▸ DIRECTIONS FOR THIS TASK:
Your task is to filter the data below down to the lines holding "index".

— BEGIN —

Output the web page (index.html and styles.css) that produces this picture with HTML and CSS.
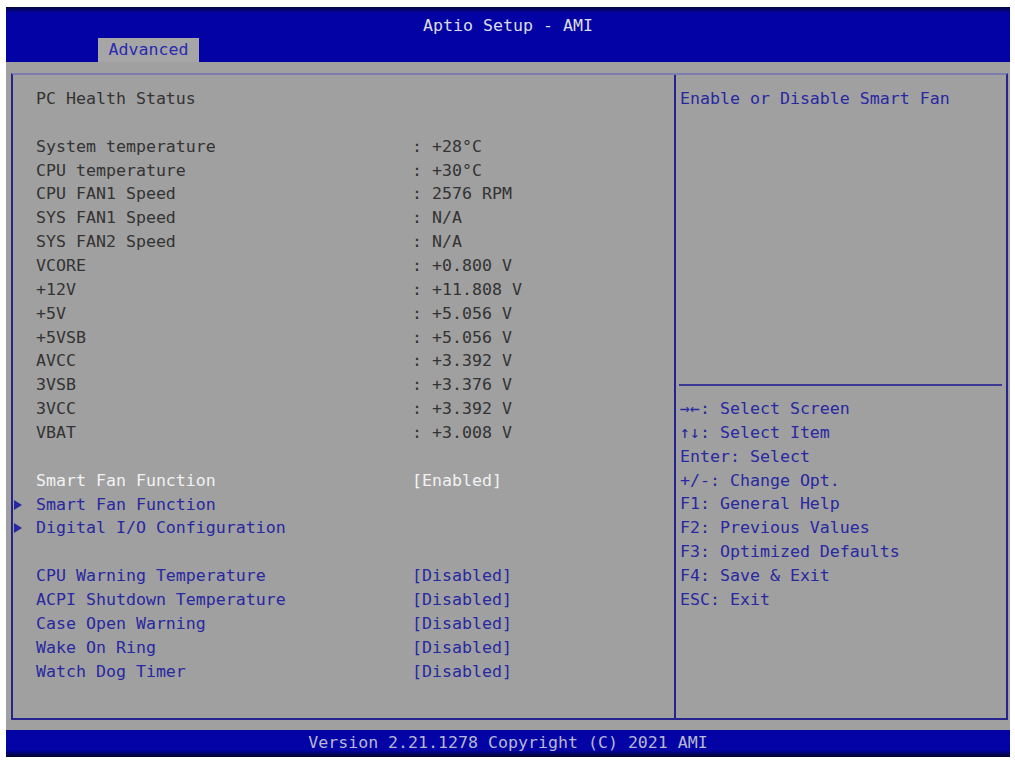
FILE: index.html
```html
<!DOCTYPE html>
<html lang="en">
<head>
  <meta charset="UTF-8">
  <title>Aptio Setup - AMI</title>
  <link rel="stylesheet" href="styles.css">
</head>
<body>
  <div class="screen">
    <div class="header">
      <div class="title">Aptio Setup - AMI</div>
      <div class="tabs">
        <span class="tab">Advanced</span>
      </div>
    </div>

    <div class="main">
      <div class="frame">
        <div class="left">
          <div class="row"><span></span><span class="label">PC Health Status</span></div>
          <div class="row"></div>
          <div class="row"><span></span><span class="label">System temperature</span><span class="value">: +28°C</span></div>
          <div class="row"><span></span><span class="label">CPU temperature</span><span class="value">: +30°C</span></div>
          <div class="row"><span></span><span class="label">CPU FAN1 Speed</span><span class="value">: 2576 RPM</span></div>
          <div class="row"><span></span><span class="label">SYS FAN1 Speed</span><span class="value">: N/A</span></div>
          <div class="row"><span></span><span class="label">SYS FAN2 Speed</span><span class="value">: N/A</span></div>
          <div class="row"><span></span><span class="label">VCORE</span><span class="value">: +0.800 V</span></div>
          <div class="row"><span></span><span class="label">+12V</span><span class="value">: +11.808 V</span></div>
          <div class="row"><span></span><span class="label">+5V</span><span class="value">: +5.056 V</span></div>
          <div class="row"><span></span><span class="label">+5VSB</span><span class="value">: +5.056 V</span></div>
          <div class="row"><span></span><span class="label">AVCC</span><span class="value">: +3.392 V</span></div>
          <div class="row"><span></span><span class="label">3VSB</span><span class="value">: +3.376 V</span></div>
          <div class="row"><span></span><span class="label">3VCC</span><span class="value">: +3.392 V</span></div>
          <div class="row"><span></span><span class="label">VBAT</span><span class="value">: +3.008 V</span></div>
          <div class="row"></div>
          <div class="row selected"><span></span><span class="label">Smart Fan Function</span><span class="value">[Enabled]</span></div>
          <div class="row option"><span class="arrow"></span><span class="label">Smart Fan Function</span></div>
          <div class="row option"><span class="arrow"></span><span class="label">Digital I/O Configuration</span></div>
          <div class="row"></div>
          <div class="row option"><span></span><span class="label">CPU Warning Temperature</span><span class="value">[Disabled]</span></div>
          <div class="row option"><span></span><span class="label">ACPI Shutdown Temperature</span><span class="value">[Disabled]</span></div>
          <div class="row option"><span></span><span class="label">Case Open Warning</span><span class="value">[Disabled]</span></div>
          <div class="row option"><span></span><span class="label">Wake On Ring</span><span class="value">[Disabled]</span></div>
          <div class="row option"><span></span><span class="label">Watch Dog Timer</span><span class="value">[Disabled]</span></div>
        </div>

        <div class="right">
          <div class="desc">Enable or Disable Smart Fan</div>
          <div class="sep"></div>
          <div class="keys">
            <div>→←: Select Screen</div>
            <div>↑↓: Select Item</div>
            <div>Enter: Select</div>
            <div>+/-: Change Opt.</div>
            <div>F1: General Help</div>
            <div>F2: Previous Values</div>
            <div>F3: Optimized Defaults</div>
            <div>F4: Save &amp; Exit</div>
            <div>ESC: Exit</div>
          </div>
        </div>
      </div>
    </div>

    <div class="footer">Version 2.21.1278 Copyright (C) 2021 AMI</div>
  </div>
</body>
</html>
```

FILE: styles.css
```css
body {
  margin: 0;
  background-color: #ffffff;
  font-family: "DejaVu Sans Mono", "Liberation Mono", monospace;
  font-size: 16.6px;
}
.screen {
  width: 1004px;
  height: 750px;
  margin: 7px 0 0 6px;
  display: flex;
  flex-direction: column;
}
.header {
  height: 55px;
  box-sizing: border-box;
  padding-top: 7px;
  background: linear-gradient(#05053a 0px, #0303a4 6px, #0303a6 100%);
  display: flex;
  flex-direction: column;
}
.title {
  height: 24px;
  line-height: 24px;
  text-align: center;
  color: #dcdce6;
}
.tabs {
  height: 24px;
  padding-left: 92px;
  display: flex;
}
.tab {
  width: 101px;
  line-height: 24px;
  text-align: center;
  background-color: #a6a6a6;
  color: #2a2ab0;
}
.main {
  flex: 1;
  min-height: 0;
  background-color: #a0a0a0;
  padding: 11px 2px 10px 5px;
  display: flex;
}
.frame {
  flex: 1;
  display: grid;
  grid-template-columns: 663px 1fr;
  border: 2px solid #24248c;
  border-top-color: #7c7cb0;
}
.left {
  padding-top: 12px;
  border-right: 2px solid #24248c;
}
.row {
  height: 23.86px;
  line-height: 23.86px;
  display: grid;
  grid-template-columns: 23px 376px auto;
  color: #333333;
  white-space: pre;
}
.row.selected {
  color: #f2f2f2;
}
.row.option {
  color: #2828a0;
}
.arrow {
  align-self: center;
  width: 0;
  height: 0;
  margin-left: 1px;
  border-left: 8px solid #2828a0;
  border-top: 5px solid transparent;
  border-bottom: 5px solid transparent;
}
.right {
  display: flex;
  flex-direction: column;
  color: #2828a0;
}
.desc {
  height: 297px;
  padding: 12px 0 0 4px;
  line-height: 23.86px;
}
.sep {
  height: 0;
  margin: 0 4px 0 3px;
  border-top: 2px solid #3a3a96;
}
.keys {
  padding: 11px 0 0 4px;
}
.keys div {
  height: 23.86px;
  line-height: 23.86px;
  white-space: pre;
}
.footer {
  height: 27px;
  line-height: 26px;
  text-align: center;
  color: #b8b8d0;
  background: linear-gradient(#0303a6 0px, #0303a6 20px, #02022a 100%);
}
```
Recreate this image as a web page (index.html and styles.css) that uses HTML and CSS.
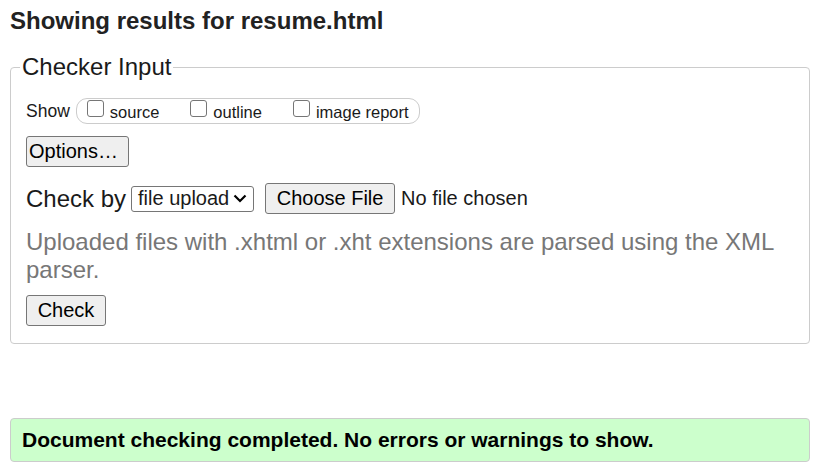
FILE: index.html
```html
<!DOCTYPE html>
<html>
<head>
<meta charset="utf-8">
<title>Showing results for resume.html</title>
<link rel="stylesheet" href="styles.css">
</head>
<body>
<h2 class="title">Showing results for resume.html</h2>
<fieldset class="checker">
  <legend class="legend">Checker Input</legend>
  <div class="show-row">
    <span class="show-label">Show</span>
    <div class="pill">
      <label class="opt"><input type="checkbox" class="cb"><span>source</span></label>
      <label class="opt"><input type="checkbox" class="cb"><span>outline</span></label>
      <label class="opt"><input type="checkbox" class="cb"><span>image report</span></label>
    </div>
  </div>
  <div class="options-row"><button class="btn btn-options" type="button">Options…</button></div>
  <div class="checkby-row">
    <span class="checkby-label">Check by</span>
    <div class="select">
      <span>file upload</span>
      <svg class="chev" width="14" height="9" viewBox="0 0 14 9"><path d="M1.5 1.5 L7 7 L12.5 1.5" fill="none" stroke="#000" stroke-width="2.2"/></svg>
    </div>
    <button class="btn btn-file" type="button">Choose File</button>
    <span class="nofile">No file chosen</span>
  </div>
  <p class="hint">Uploaded files with .xhtml or .xht extensions are parsed using the XML parser.</p>
  <div class="check-row"><button class="btn btn-check" type="submit">Check</button></div>
</fieldset>
<div class="success">Document checking completed. No errors or warnings to show.</div>
</body>
</html>
```

FILE: styles.css
```css
html, body {
  margin: 0;
  padding: 0;
  background: #fff;
}
body {
  padding: 0 7px 0 10px;
  font-family: "Liberation Sans", Arial, sans-serif;
  color: #1a1a1a;
}
.title {
  margin: 7px 0 0;
  font-size: 24px;
  line-height: 28px;
  font-weight: bold;
  color: #222;
}
.checker {
  margin: 18px 0 0;
  border: 1px solid #cccccc;
  border-radius: 4px;
  padding: 17px 15px 17px 15px;
  min-width: 0;
}
.legend {
  font-size: 24px;
  line-height: 28px;
  padding: 0 2px;
  margin-left: -6px;
  color: #1a1a1a;
}
.show-row {
  display: flex;
  align-items: center;
  height: 26px;
}
.show-label {
  font-size: 17.5px;
  margin-right: 6px;
}
.pill {
  display: flex;
  align-items: center;
  height: 24px;
  border: 1px solid #cccccc;
  border-radius: 11px;
  padding: 0 10px 0 10px;
}
.opt {
  display: flex;
  align-items: center;
  font-size: 16.5px;
  margin-right: 31px;
}
.opt:last-child { margin-right: 0; }
.cb {
  appearance: none;
  -webkit-appearance: none;
  flex: 0 0 17px;
  width: 17px;
  height: 17px;
  margin: -6px 6px 0 0;
  border: 1px solid #767676;
  border-radius: 3px;
  background: #fff;
  box-sizing: border-box;
}
.opt span { padding-top: 3px; }
.options-row {
  margin-top: 12px;
}
.btn {
  font-family: "Liberation Sans", Arial, sans-serif;
  font-size: 20px;
  color: #000;
  background: #efefef;
  border: 1px solid #767676;
  border-radius: 3px;
  height: 31px;
  box-sizing: border-box;
  padding: 0 6px;
  line-height: 29px;
}
.btn-options {
  width: 103px;
  padding: 0 10px 0 2px;
  text-align: left;
}
.checkby-row {
  display: flex;
  align-items: center;
  margin-top: 16px;
  height: 31px;
}
.checkby-label {
  font-size: 24px;
  margin-right: 5px;
}
.select {
  display: flex;
  align-items: center;
  height: 26px;
  box-sizing: border-box;
  width: 123px;
  border: 1px solid #767676;
  border-radius: 3px;
  padding: 0 6px 0 6px;
  font-size: 20px;
  justify-content: space-between;
}
.chev { display: block; }
.btn-file {
  margin-left: 11px;
  width: 130px;
  padding: 0;
}
.nofile {
  font-size: 20px;
  margin-left: 6px;
}
.hint {
  margin: 14px 0 0;
  font-size: 24px;
  line-height: 28px;
  color: #777777;
}
.check-row {
  margin-top: 11px;
}
.btn-check {
  width: 80px;
  padding: 0;
}
.success {
  margin-top: 74px;
  background: #ccffcc;
  border: 1px solid #cccccc;
  border-radius: 4px;
  height: 44px;
  box-sizing: border-box;
  display: flex;
  align-items: center;
  padding: 0 11px;
  font-size: 21px;
  font-weight: bold;
  color: #000;
}
```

— END —

▸ RESPONSE TO THIS EXERCISE:
Output the web page (index.html and styles.css) that produces this picture with HTML and CSS.
FILE: index.html
Recreate this image as a web page (index.html and styles.css) that uses HTML and CSS.
FILE: index.html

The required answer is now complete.